Authors: Daniela Cassol (), Le Zhang (), Thomas Girke ().

Institution: Institute for Integrative Genome Biology, University of California, Riverside, California, USA.

Project structure

systemPipeR expects a project directory structure that consists of a directory where users may store all the raw data (e.g. data/) , the results directory that will be reserved for all the outfiles files (e.g. results/) , and the parameters directory (e.g. param/).

This structure allows reproducibility and collaboration across the data science team, since internally relative paths are used. Users could transfer the project to a different location and still be able to run the entire workflow. Also, it increases efficiency and data management once the raw data is kept in a separate folder and avoids duplication.

Directory Structure

systemPipeRdata, helper package, provides pre-configured workflows, reporting templates, and sample data loaded as demonstrated below. With a single command, the package allows creating the workflow environment containing the structure described here (see Figure 1).

Directory names are indicated in green. Users can change this structure as needed, but need to adjust the code in their workflows accordingly.

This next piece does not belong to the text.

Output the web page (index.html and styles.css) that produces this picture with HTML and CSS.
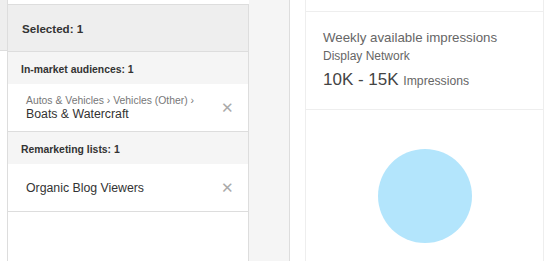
FILE: index.html
```html
<!DOCTYPE html>
<html>
<head>
<meta charset="utf-8">
<link rel="stylesheet" href="styles.css">
</head>
<body>
<div class="page">
  <div class="strip"><div class="strip-top"></div></div>
  <div class="selected">
    <div class="sel-head">Selected: 1</div>
    <div class="group-head">In-market audiences: 1</div>
    <div class="item">
      <div class="item-text">
        <div class="crumb">Autos &amp; Vehicles › Vehicles (Other) ›</div>
        <div class="name">Boats &amp; Watercraft</div>
      </div>
      <span class="close">✕</span>
    </div>
    <div class="group-head">Remarketing lists: 1</div>
    <div class="item">
      <div class="item-text">
        <div class="name">Organic Blog Viewers</div>
      </div>
      <span class="close">✕</span>
    </div>
  </div>
  <div class="gutter"></div>
  <div class="gap"></div>
  <div class="side">
    <div class="card-top"></div>
    <div class="card-stats">
      <div class="stat-title">Weekly available impressions</div>
      <div class="stat-sub">Display Network</div>
      <div class="stat-value">10K - 15K <span class="stat-unit">Impressions</span></div>
    </div>
    <div class="card-chart">
      <div class="bubble"></div>
    </div>
  </div>
</div>
</body>
</html>
```

FILE: styles.css
```css
html, body {
  margin: 0;
  padding: 0;
  background: #fff;
  font-family: "Liberation Sans", Arial, sans-serif;
}
.page {
  display: flex;
  height: 261px;
  overflow: hidden;
}
.strip {
  width: 7px;
  border-right: 1px solid #ddd;
  flex: none;
}
.strip-top {
  height: 50px;
  background: #eee;
  border-bottom: 1px solid #ddd;
}
.selected {
  width: 240px;
  flex: none;
  margin-top: 4px;
  border-top: 1px solid #ddd;
  border-right: 1px solid #ddd;
}
.sel-head {
  height: 47px;
  box-sizing: border-box;
  background: #eee;
  border-bottom: 1px solid #ddd;
  display: flex;
  align-items: center;
  padding-left: 14px;
  font-size: 11.6px;
  font-weight: bold;
  color: #333;
  padding-top: 1px;
}
.group-head {
  height: 32px;
  box-sizing: border-box;
  background: #f5f5f5;
  display: flex;
  align-items: center;
  padding-left: 13px;
  padding-top: 2px;
  font-size: 10.4px;
  font-weight: bold;
  color: #333;
}
.item {
  height: 48px;
  box-sizing: border-box;
  border-bottom: 1px solid #ddd;
  display: flex;
  align-items: center;
  padding-left: 18px;
  padding-right: 14px;
}
.item-text {
  flex: 1;
}
.crumb {
  font-size: 10.4px;
  color: #777;
  line-height: 12px;
}
.name {
  font-size: 12.3px;
  color: #333;
  line-height: 14px;
}
.close {
  font-size: 15px;
  color: #aaa;
  line-height: 1;
}
.gutter {
  width: 40px;
  flex: none;
  background: #f5f5f5;
  border-right: 1px solid #ddd;
}
.gap {
  width: 15px;
  flex: none;
}
.side {
  width: 237px;
  flex: none;
  border-left: 1px solid #eee;
  border-right: 1px solid #eee;
}
.card-top {
  height: 11px;
  border-bottom: 1px solid #eee;
}
.card-stats {
  height: 98px;
  box-sizing: border-box;
  border-bottom: 1px solid #eee;
  padding: 17px 0 0 17px;
  color: #666;
}
.stat-title {
  font-size: 13.3px;
  line-height: 18px;
}
.stat-sub {
  font-size: 12px;
  line-height: 18px;
}
.stat-value {
  font-size: 17px;
  color: #444;
  margin-top: 5px;
}
.stat-unit {
  font-size: 12.2px;
  color: #666;
}
.card-chart {
  display: flex;
  justify-content: center;
  padding-top: 39px;
}
.bubble {
  width: 94px;
  height: 94px;
  border-radius: 50%;
  background: #b3e5fc;
}
```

  • workflow/ (e.g. myproject/)
  • This is the root directory of the R session running the workflow.
  • Run script ( *.Rmd) and sample annotation (targets.txt) files are located here.
  • Note, this directory can have any name (e.g. myproject). Changing its name does not require any modifications in the run script(s).
  • Important subdirectories:
    • param/
    • param/cwl/: This subdirectory stores all the parameter and configuration files. To organize workflows, each can have its own subdirectory, where all *.cwl and *input.yml files need to be in the same subdirectory.
  • data/
    • Raw data (e.g. FASTQ files)
  • FASTA file of reference (e.g. reference genome)
  • Annotation files
  • Metadata
  • etc.
  • results/
    • Analysis results are usually written to this directory, including: alignment, variant and peak files (BAM, VCF, BED); tabular result files; and image/plot files
  • Note, the user has the option to organize results files for a given sample and analysis step in a separate subdirectory.
Figure 1. *systemPipeR's* preconfigured directory structure.

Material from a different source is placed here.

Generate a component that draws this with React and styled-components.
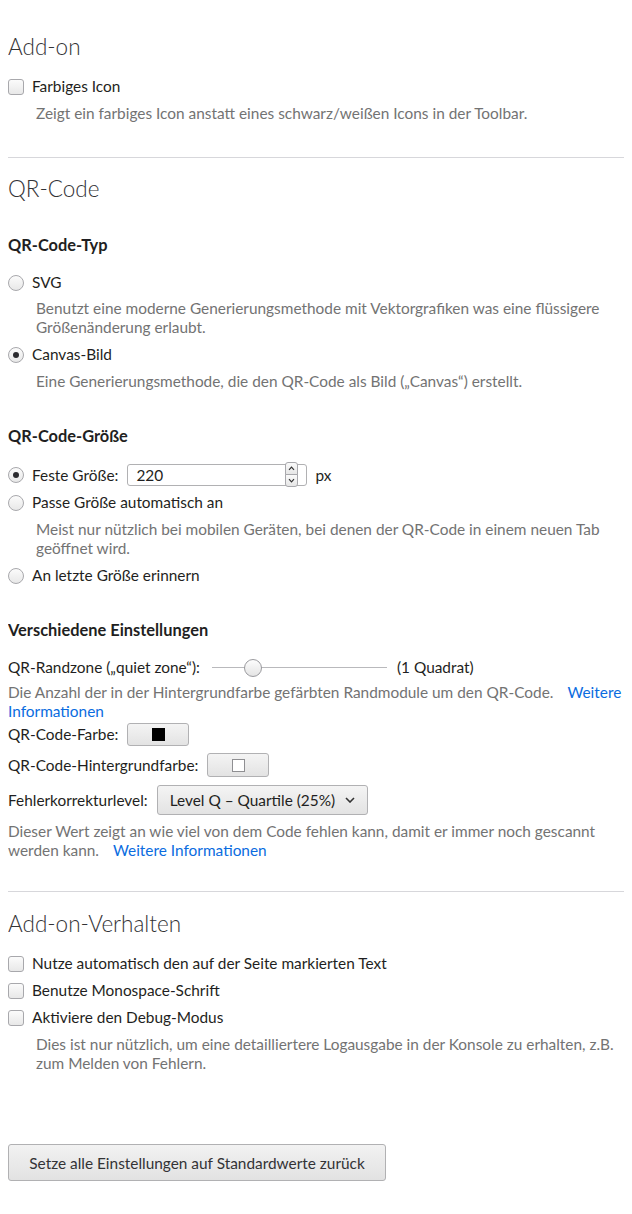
import styled, { createGlobalStyle } from "styled-components";

const GlobalStyle = createGlobalStyle`
    body {
        margin: 8px;
        background: #ffffff;
        font-family: Lato, "Noto Sans", sans-serif;
        font-size: 15.4px;
        color: #1f1f22;
    }
`;

const Page = styled.div`
    display: flex;
    flex-direction: column;
`;

const Section = styled.section`
    padding-top: ${(p) => p.top || "17px"};
    padding-bottom: ${(p) => p.bottom || "31px"};
`;

const Divider = styled.hr`
    margin: 0;
    border: 0;
    border-top: 1px solid #d7d7db;
`;

const Title = styled.h2`
    margin: 0 0 12px;
    font-size: 22.5px;
    font-weight: 300;
    line-height: 28px;
    color: #333336;
`;

const SubTitle = styled.h3`
    margin: ${(p) => p.mt || 32}px 0 ${(p) => p.mb || 14}px;
    font-size: 16.4px;
    font-weight: 700;
    line-height: 20px;
    color: #1f1f22;
`;

const Row = styled.label`
    display: flex;
    align-items: center;
    gap: 8px;
    height: ${(p) => p.h || 27}px;
    line-height: 19px;
`;

const Box = styled.span`
    flex: none;
    width: 14px;
    height: 14px;
    border: 1px solid #a8a8ac;
    border-radius: ${(p) => (p.round ? "50%" : "3px")};
    background: linear-gradient(#fbfbfb, #e8e8e8);
    display: flex;
    align-items: center;
    justify-content: center;

    &::after {
        content: "";
        display: ${(p) => (p.checked ? "block" : "none")};
        width: 6px;
        height: 6px;
        border-radius: 50%;
        background: #2a2a2e;
    }
`;

const Desc = styled.p`
    margin: ${(p) => p.mt ?? 4}px 0 4px;
    padding-left: ${(p) => (p.flush ? "0" : "28px")};
    line-height: 19px;
    color: #737373;
`;

const Link = styled.a`
    color: #0a6ce0;
    text-decoration: none;
    margin-left: ${(p) => p.gap || 0}px;
`;

const SpinWrap = styled.span`
    position: relative;
    display: inline-flex;
    margin-left: 1px;
`;

const NumberInput = styled.span`
    width: 170px;
    height: 20px;
    padding-left: 8px;
    border: 1px solid #b1b1b3;
    border-radius: 3px;
    background: #fff;
    line-height: 20px;
    color: #1f1f22;
`;

const Spin = styled.span`
    position: absolute;
    right: 9px;
    top: -2px;
    display: flex;
    flex-direction: column;
`;

const SpinBtn = styled.span`
    width: 11px;
    height: 11px;
    border: 1px solid #a8a8ac;
    border-radius: ${(p) => (p.up ? "3px 3px 0 0" : "0 0 3px 3px")};
    background: linear-gradient(#fafafa, #e6e6e6);
    display: flex;
    align-items: center;
    justify-content: center;
    margin-top: ${(p) => (p.up ? 0 : -1)}px;
`;

const Unit = styled.span`
    margin-left: 0;
`;

const Slider = styled.span`
    position: relative;
    display: inline-block;
    width: 175px;
    height: 18px;
    margin: 0 10px 0 12px;

    &::before {
        content: "";
        position: absolute;
        left: 0;
        right: 0;
        top: 8px;
        height: 1px;
        background: #b9b9bc;
    }
`;

const Thumb = styled.span`
    position: absolute;
    top: 0;
    width: 16px;
    height: 16px;
    border: 1px solid #9a9a9e;
    border-radius: 50%;
    background: linear-gradient(#fdfdfd, #e4e4e4);
`;

const FieldRow = styled.div`
    display: flex;
    align-items: center;
    gap: ${(p) => p.gap ?? 9}px;
    height: ${(p) => p.h}px;
    margin-top: ${(p) => p.mt || 0}px;
    line-height: 19px;
`;

const ColorButton = styled.button`
    width: 62px;
    height: ${(p) => p.h || 23}px;
    padding: 0;
    border: 1px solid #b1b1b3;
    border-radius: 3px;
    background: linear-gradient(#f4f4f4, #e3e3e3);
    display: flex;
    align-items: center;
    justify-content: center;
`;

const Swatch = styled.span`
    width: 11px;
    height: 11px;
    background: ${(p) => p.color};
    border: 1px solid ${(p) => (p.color === "#ffffff" ? "#8f8f92" : "#000")};
`;

const Select = styled.button`
    width: 211px;
    height: 30px;
    padding: 0 12px;
    border: 1px solid #b1b1b3;
    border-radius: 3px;
    background: linear-gradient(#f4f4f4, #e3e3e3);
    display: flex;
    align-items: center;
    justify-content: space-between;
    font: inherit;
    color: #1f1f22;
`;

const ResetButton = styled.button`
    width: 378px;
    height: 37px;
    margin-top: 67px;
    border: 1px solid #b1b1b3;
    border-radius: 3px;
    background: linear-gradient(#f2f2f2, #e2e2e2);
    font: inherit;
    color: #333336;
`;

const Chevron = ({ down }) => (
    <svg width="7" height="5" viewBox="0 0 7 5">
        <path
            d={down ? "M1 1.2 L3.5 3.8 L6 1.2" : "M1 3.8 L3.5 1.2 L6 3.8"}
            fill="none"
            stroke="#333"
            strokeWidth="1.2"
        />
    </svg>
);

const Check = ({ children }) => (
    <Row>
        <Box />
        {children}
    </Row>
);

const Radio = ({ checked, children, h }) => (
    <Row h={h}>
        <Box round checked={checked} />
        {children}
    </Row>
);

const App = () => {
    return (
        <Page>
            <GlobalStyle />
            <Section top="25px" bottom="30px">
                <Title>Add-on</Title>
                <Check>Farbiges Icon</Check>
                <Desc>Zeigt ein farbiges Icon anstatt eines schwarz/weißen Icons in der Toolbar.</Desc>
            </Section>
            <Divider />
            <Section bottom="27px">
                <Title>QR-Code</Title>

                <SubTitle>QR-Code-Typ</SubTitle>
                <Radio>SVG</Radio>
                <Desc mt={3}>
                    Benutzt eine moderne Generierungsmethode mit Vektorgrafiken was eine flüssigere
                    Größenänderung erlaubt.
                </Desc>
                <Radio checked>Canvas-Bild</Radio>
                <Desc>Eine Generierungsmethode, die den QR-Code als Bild („Canvas“) erstellt.</Desc>

                <SubTitle mt={35} mb={15}>QR-Code-Größe</SubTitle>
                <Radio checked h={28}>
                    Feste Größe:
                    <SpinWrap>
                        <NumberInput>220</NumberInput>
                        <Spin>
                            <SpinBtn up><Chevron /></SpinBtn>
                            <SpinBtn><Chevron down /></SpinBtn>
                        </Spin>
                    </SpinWrap>
                    <Unit>px</Unit>
                </Radio>
                <Radio>Passe Größe automatisch an</Radio>
                <Desc mt={4}>
                    Meist nur nützlich bei mobilen Geräten, bei denen der QR-Code in einem neuen Tab
                    geöffnet wird.
                </Desc>
                <Radio>An letzte Größe erinnern</Radio>

                <SubTitle mt={31} mb={14}>Verschiedene Einstellungen</SubTitle>
                <FieldRow h={27} gap={0}>
                    QR-Randzone („quiet zone“):
                    <Slider>
                        <Thumb style={{ left: `${(1 / 4.3) * 175 - 9}px` }} />
                    </Slider>
                    (1 Quadrat)
                </FieldRow>
                <Desc flush mt={2}>
                    Die Anzahl der in der Hintergrundfarbe gefärbten Randmodule um den QR-Code.
                    <Link href="#" gap={14}>Weitere Informationen</Link>
                </Desc>
                <FieldRow h={23} mt={-2}>
                    QR-Code-Farbe:
                    <ColorButton><Swatch color="#000000" /></ColorButton>
                </FieldRow>
                <FieldRow h={24} mt={7}>
                    QR-Code-Hintergrundfarbe:
                    <ColorButton h={24}><Swatch color="#ffffff" /></ColorButton>
                </FieldRow>
                <FieldRow h={30} mt={8}>
                    Fehlerkorrekturlevel:
                    <Select>
                        Level Q – Quartile (25%)
                        <svg width="10" height="6" viewBox="0 0 10 6">
                            <path d="M1 1 L5 5 L9 1" fill="none" stroke="#333" strokeWidth="1.6" />
                        </svg>
                    </Select>
                </FieldRow>
                <Desc flush mt={7}>
                    Dieser Wert zeigt an wie viel von dem Code fehlen kann, damit er immer noch gescannt
                    werden kann.
                    <Link href="#" gap={14}>Weitere Informationen</Link>
                </Desc>
            </Section>
            <Divider />
            <Section top="18px">
                <Title>Add-on-Verhalten</Title>
                <Check>Nutze automatisch den auf der Seite markierten Text</Check>
                <Check>Benutze Monospace-Schrift</Check>
                <Check>Aktiviere den Debug-Modus</Check>
                <Desc>
                    Dies ist nur nützlich, um eine detailliertere Logausgabe in der Konsole zu erhalten, z.B.
                    zum Melden von Fehlern.
                </Desc>
                <ResetButton>Setze alle Einstellungen auf Standardwerte zurück</ResetButton>
            </Section>
        </Page>
    );
};

export default App;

Figure 1. systemPipeR’s preconfigured directory structure.

Structure of initial targets file

The targets file defines all input files (e.g. FASTQ, BAM, BCF) and sample comparisons of an analysis workflow. The following shows the format of a sample targets file included in the package. It also can be viewed and downloaded from systemPipeR’s GitHub repository here. In a target file with a single type of input files, here FASTQ files of single-end (SE) reads, the first column defines the paths and the second column represents a unique id name for each sample. The third column called Factor represents the biological replicates. All subsequent columns are optional to provide additional information. Any number of additional columns can be added as needed.

Users should note here, the usage of targets files is optional when using systemPipeR's new workflow management interface. They can be replaced by a standard YAML input file used by CWL. Since for organizing experimental variables targets files are extremely useful and user-friendly. Thus, we encourage users to keep using them.

  • Structure of targets file for paired-end (PE) samples
targetspath <- system.file("extdata", "targetsPE.txt", package="systemPipeR") 
showDF(read.delim(targetspath, comment.char = "#"))

To work with custom data, users need to generate a targets file containing the paths to their own FASTQ files and then provide under targetspath the path to the corresponding targets file.